*AIM:* Reproduce the listing below without changes, except that pictures are left out.

*DATA PROVIDED:*
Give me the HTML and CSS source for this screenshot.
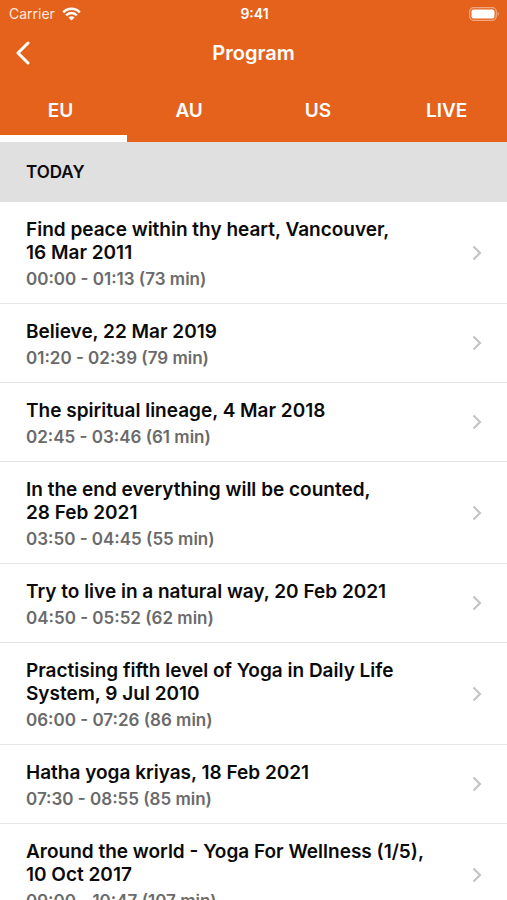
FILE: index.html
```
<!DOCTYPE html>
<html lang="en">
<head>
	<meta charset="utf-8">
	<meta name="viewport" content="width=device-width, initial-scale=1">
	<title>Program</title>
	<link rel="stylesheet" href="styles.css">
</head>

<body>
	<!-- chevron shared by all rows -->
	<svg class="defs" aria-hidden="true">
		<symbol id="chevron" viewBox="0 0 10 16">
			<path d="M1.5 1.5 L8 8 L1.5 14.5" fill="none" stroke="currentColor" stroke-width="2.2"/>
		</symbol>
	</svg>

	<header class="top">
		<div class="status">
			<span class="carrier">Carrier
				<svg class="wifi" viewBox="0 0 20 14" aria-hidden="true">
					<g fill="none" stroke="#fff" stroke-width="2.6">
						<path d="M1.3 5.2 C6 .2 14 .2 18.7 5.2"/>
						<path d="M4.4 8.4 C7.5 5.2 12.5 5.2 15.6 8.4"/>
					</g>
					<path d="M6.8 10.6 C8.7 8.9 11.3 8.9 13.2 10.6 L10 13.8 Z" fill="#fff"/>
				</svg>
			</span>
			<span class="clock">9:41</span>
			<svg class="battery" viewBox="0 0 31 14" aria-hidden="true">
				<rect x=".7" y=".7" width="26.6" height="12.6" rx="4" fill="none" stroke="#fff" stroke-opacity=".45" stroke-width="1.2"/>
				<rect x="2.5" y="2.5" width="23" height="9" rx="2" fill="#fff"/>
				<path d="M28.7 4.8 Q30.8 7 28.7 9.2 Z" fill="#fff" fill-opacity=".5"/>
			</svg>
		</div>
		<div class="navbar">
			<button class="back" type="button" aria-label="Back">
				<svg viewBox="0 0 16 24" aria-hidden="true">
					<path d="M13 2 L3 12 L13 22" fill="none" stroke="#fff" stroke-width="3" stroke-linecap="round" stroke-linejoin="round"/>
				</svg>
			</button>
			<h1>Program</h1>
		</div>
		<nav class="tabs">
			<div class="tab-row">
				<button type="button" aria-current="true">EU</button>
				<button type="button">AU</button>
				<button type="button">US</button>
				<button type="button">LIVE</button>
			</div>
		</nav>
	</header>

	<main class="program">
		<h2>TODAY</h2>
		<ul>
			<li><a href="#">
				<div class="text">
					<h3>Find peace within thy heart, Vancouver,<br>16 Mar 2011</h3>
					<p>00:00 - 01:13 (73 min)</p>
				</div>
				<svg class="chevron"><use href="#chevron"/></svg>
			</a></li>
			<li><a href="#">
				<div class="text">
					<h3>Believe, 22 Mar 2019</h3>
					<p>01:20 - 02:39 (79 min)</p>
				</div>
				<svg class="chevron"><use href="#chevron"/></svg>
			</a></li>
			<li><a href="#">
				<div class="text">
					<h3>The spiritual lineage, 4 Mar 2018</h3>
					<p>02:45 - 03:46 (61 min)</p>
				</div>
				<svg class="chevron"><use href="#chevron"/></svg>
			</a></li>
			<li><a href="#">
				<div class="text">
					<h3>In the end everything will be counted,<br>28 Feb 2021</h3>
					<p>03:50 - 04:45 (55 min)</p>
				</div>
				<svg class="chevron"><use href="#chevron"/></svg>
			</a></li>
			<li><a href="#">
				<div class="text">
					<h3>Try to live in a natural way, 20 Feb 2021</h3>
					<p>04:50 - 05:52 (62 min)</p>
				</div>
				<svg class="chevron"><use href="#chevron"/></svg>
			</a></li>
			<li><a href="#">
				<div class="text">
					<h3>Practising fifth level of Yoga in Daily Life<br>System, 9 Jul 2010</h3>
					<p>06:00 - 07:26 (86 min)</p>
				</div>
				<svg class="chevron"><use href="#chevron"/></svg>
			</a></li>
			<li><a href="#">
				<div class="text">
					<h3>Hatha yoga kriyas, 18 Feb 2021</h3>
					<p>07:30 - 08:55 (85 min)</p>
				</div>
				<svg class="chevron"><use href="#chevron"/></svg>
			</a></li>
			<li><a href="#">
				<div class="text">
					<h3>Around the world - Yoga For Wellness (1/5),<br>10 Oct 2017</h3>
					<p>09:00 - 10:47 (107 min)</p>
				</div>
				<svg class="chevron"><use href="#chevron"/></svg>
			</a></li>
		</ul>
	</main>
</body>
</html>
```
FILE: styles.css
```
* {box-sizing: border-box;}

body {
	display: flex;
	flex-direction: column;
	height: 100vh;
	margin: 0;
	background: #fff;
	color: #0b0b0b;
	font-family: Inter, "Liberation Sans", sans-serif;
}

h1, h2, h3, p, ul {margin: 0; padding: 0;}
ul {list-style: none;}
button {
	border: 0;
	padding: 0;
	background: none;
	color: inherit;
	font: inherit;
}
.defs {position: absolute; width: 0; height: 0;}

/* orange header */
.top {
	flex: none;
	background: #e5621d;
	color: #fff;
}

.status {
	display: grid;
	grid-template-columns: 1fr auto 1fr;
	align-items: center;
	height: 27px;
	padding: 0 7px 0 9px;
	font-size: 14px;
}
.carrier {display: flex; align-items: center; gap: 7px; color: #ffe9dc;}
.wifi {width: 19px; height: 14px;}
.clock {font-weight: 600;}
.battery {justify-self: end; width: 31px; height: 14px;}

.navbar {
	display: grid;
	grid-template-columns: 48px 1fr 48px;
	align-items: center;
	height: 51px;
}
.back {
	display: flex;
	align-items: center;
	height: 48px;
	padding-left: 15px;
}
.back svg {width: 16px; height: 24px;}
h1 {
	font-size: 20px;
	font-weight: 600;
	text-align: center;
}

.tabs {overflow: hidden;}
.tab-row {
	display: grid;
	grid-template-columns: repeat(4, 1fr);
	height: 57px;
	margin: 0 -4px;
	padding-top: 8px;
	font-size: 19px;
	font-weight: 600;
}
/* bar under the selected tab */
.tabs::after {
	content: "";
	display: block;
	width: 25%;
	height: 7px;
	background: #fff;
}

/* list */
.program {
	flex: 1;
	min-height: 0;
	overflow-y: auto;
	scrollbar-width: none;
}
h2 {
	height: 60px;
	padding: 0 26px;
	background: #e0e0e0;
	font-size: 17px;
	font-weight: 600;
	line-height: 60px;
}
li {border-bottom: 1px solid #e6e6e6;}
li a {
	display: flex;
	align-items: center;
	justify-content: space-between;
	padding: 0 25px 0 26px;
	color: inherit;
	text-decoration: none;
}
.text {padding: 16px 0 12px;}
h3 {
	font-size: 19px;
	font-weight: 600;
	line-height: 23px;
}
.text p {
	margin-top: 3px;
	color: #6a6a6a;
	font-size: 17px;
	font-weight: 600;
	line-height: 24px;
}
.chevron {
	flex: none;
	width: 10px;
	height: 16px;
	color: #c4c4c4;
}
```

*FULL OUTPUT:*
Give me the HTML and CSS source for this screenshot.
FILE: index.html
```
<!DOCTYPE html>
<html lang="en">
<head>
	<meta charset="utf-8">
	<meta name="viewport" content="width=device-width, initial-scale=1">
	<title>Program</title>
	<link rel="stylesheet" href="styles.css">
</head>

<body>
	<!-- chevron shared by all rows -->
	<svg class="defs" aria-hidden="true">
		<symbol id="chevron" viewBox="0 0 10 16">
			<path d="M1.5 1.5 L8 8 L1.5 14.5" fill="none" stroke="currentColor" stroke-width="2.2"/>
		</symbol>
	</svg>

	<header class="top">
		<div class="status">
			<span class="carrier">Carrier
				<svg class="wifi" viewBox="0 0 20 14" aria-hidden="true">
					<g fill="none" stroke="#fff" stroke-width="2.6">
						<path d="M1.3 5.2 C6 .2 14 .2 18.7 5.2"/>
						<path d="M4.4 8.4 C7.5 5.2 12.5 5.2 15.6 8.4"/>
					</g>
					<path d="M6.8 10.6 C8.7 8.9 11.3 8.9 13.2 10.6 L10 13.8 Z" fill="#fff"/>
				</svg>
			</span>
			<span class="clock">9:41</span>
			<svg class="battery" viewBox="0 0 31 14" aria-hidden="true">
				<rect x=".7" y=".7" width="26.6" height="12.6" rx="4" fill="none" stroke="#fff" stroke-opacity=".45" stroke-width="1.2"/>
				<rect x="2.5" y="2.5" width="23" height="9" rx="2" fill="#fff"/>
				<path d="M28.7 4.8 Q30.8 7 28.7 9.2 Z" fill="#fff" fill-opacity=".5"/>
			</svg>
		</div>
		<div class="navbar">
			<button class="back" type="button" aria-label="Back">
				<svg viewBox="0 0 16 24" aria-hidden="true">
					<path d="M13 2 L3 12 L13 22" fill="none" stroke="#fff" stroke-width="3" stroke-linecap="round" stroke-linejoin="round"/>
				</svg>
			</button>
			<h1>Program</h1>
		</div>
		<nav class="tabs">
			<div class="tab-row">
				<button type="button" aria-current="true">EU</button>
				<button type="button">AU</button>
				<button type="button">US</button>
				<button type="button">LIVE</button>
			</div>
		</nav>
	</header>

	<main class="program">
		<h2>TODAY</h2>
		<ul>
			<li><a href="#">
				<div class="text">
					<h3>Find peace within thy heart, Vancouver,<br>16 Mar 2011</h3>
					<p>00:00 - 01:13 (73 min)</p>
				</div>
				<svg class="chevron"><use href="#chevron"/></svg>
			</a></li>
			<li><a href="#">
				<div class="text">
					<h3>Believe, 22 Mar 2019</h3>
					<p>01:20 - 02:39 (79 min)</p>
				</div>
				<svg class="chevron"><use href="#chevron"/></svg>
			</a></li>
			<li><a href="#">
				<div class="text">
					<h3>The spiritual lineage, 4 Mar 2018</h3>
					<p>02:45 - 03:46 (61 min)</p>
				</div>
				<svg class="chevron"><use href="#chevron"/></svg>
			</a></li>
			<li><a href="#">
				<div class="text">
					<h3>In the end everything will be counted,<br>28 Feb 2021</h3>
					<p>03:50 - 04:45 (55 min)</p>
				</div>
				<svg class="chevron"><use href="#chevron"/></svg>
			</a></li>
			<li><a href="#">
				<div class="text">
					<h3>Try to live in a natural way, 20 Feb 2021</h3>
					<p>04:50 - 05:52 (62 min)</p>
				</div>
				<svg class="chevron"><use href="#chevron"/></svg>
			</a></li>
			<li><a href="#">
				<div class="text">
					<h3>Practising fifth level of Yoga in Daily Life<br>System, 9 Jul 2010</h3>
					<p>06:00 - 07:26 (86 min)</p>
				</div>
				<svg class="chevron"><use href="#chevron"/></svg>
			</a></li>
			<li><a href="#">
				<div class="text">
					<h3>Hatha yoga kriyas, 18 Feb 2021</h3>
					<p>07:30 - 08:55 (85 min)</p>
				</div>
				<svg class="chevron"><use href="#chevron"/></svg>
			</a></li>
			<li><a href="#">
				<div class="text">
					<h3>Around the world - Yoga For Wellness (1/5),<br>10 Oct 2017</h3>
					<p>09:00 - 10:47 (107 min)</p>
				</div>
				<svg class="chevron"><use href="#chevron"/></svg>
			</a></li>
		</ul>
	</main>
</body>
</html>
```
FILE: styles.css
```
* {box-sizing: border-box;}

body {
	display: flex;
	flex-direction: column;
	height: 100vh;
	margin: 0;
	background: #fff;
	color: #0b0b0b;
	font-family: Inter, "Liberation Sans", sans-serif;
}

h1, h2, h3, p, ul {margin: 0; padding: 0;}
ul {list-style: none;}
button {
	border: 0;
	padding: 0;
	background: none;
	color: inherit;
	font: inherit;
}
.defs {position: absolute; width: 0; height: 0;}

/* orange header */
.top {
	flex: none;
	background: #e5621d;
	color: #fff;
}

.status {
	display: grid;
	grid-template-columns: 1fr auto 1fr;
	align-items: center;
	height: 27px;
	padding: 0 7px 0 9px;
	font-size: 14px;
}
.carrier {display: flex; align-items: center; gap: 7px; color: #ffe9dc;}
.wifi {width: 19px; height: 14px;}
.clock {font-weight: 600;}
.battery {justify-self: end; width: 31px; height: 14px;}

.navbar {
	display: grid;
	grid-template-columns: 48px 1fr 48px;
	align-items: center;
	height: 51px;
}
.back {
	display: flex;
	align-items: center;
	height: 48px;
	padding-left: 15px;
}
.back svg {width: 16px; height: 24px;}
h1 {
	font-size: 20px;
	font-weight: 600;
	text-align: center;
}

.tabs {overflow: hidden;}
.tab-row {
	display: grid;
	grid-template-columns: repeat(4, 1fr);
	height: 57px;
	margin: 0 -4px;
	padding-top: 8px;
	font-size: 19px;
	font-weight: 600;
}
/* bar under the selected tab */
.tabs::after {
	content: "";
	display: block;
	width: 25%;
	height: 7px;
	background: #fff;
}

/* list */
.program {
	flex: 1;
	min-height: 0;
	overflow-y: auto;
	scrollbar-width: none;
}
h2 {
	height: 60px;
	padding: 0 26px;
	background: #e0e0e0;
	font-size: 17px;
	font-weight: 600;
	line-height: 60px;
}
li {border-bottom: 1px solid #e6e6e6;}
li a {
	display: flex;
	align-items: center;
	justify-content: space-between;
	padding: 0 25px 0 26px;
	color: inherit;
	text-decoration: none;
}
.text {padding: 16px 0 12px;}
h3 {
	font-size: 19px;
	font-weight: 600;
	line-height: 23px;
}
.text p {
	margin-top: 3px;
	color: #6a6a6a;
	font-size: 17px;
	font-weight: 600;
	line-height: 24px;
}
.chevron {
	flex: none;
	width: 10px;
	height: 16px;
	color: #c4c4c4;
}
```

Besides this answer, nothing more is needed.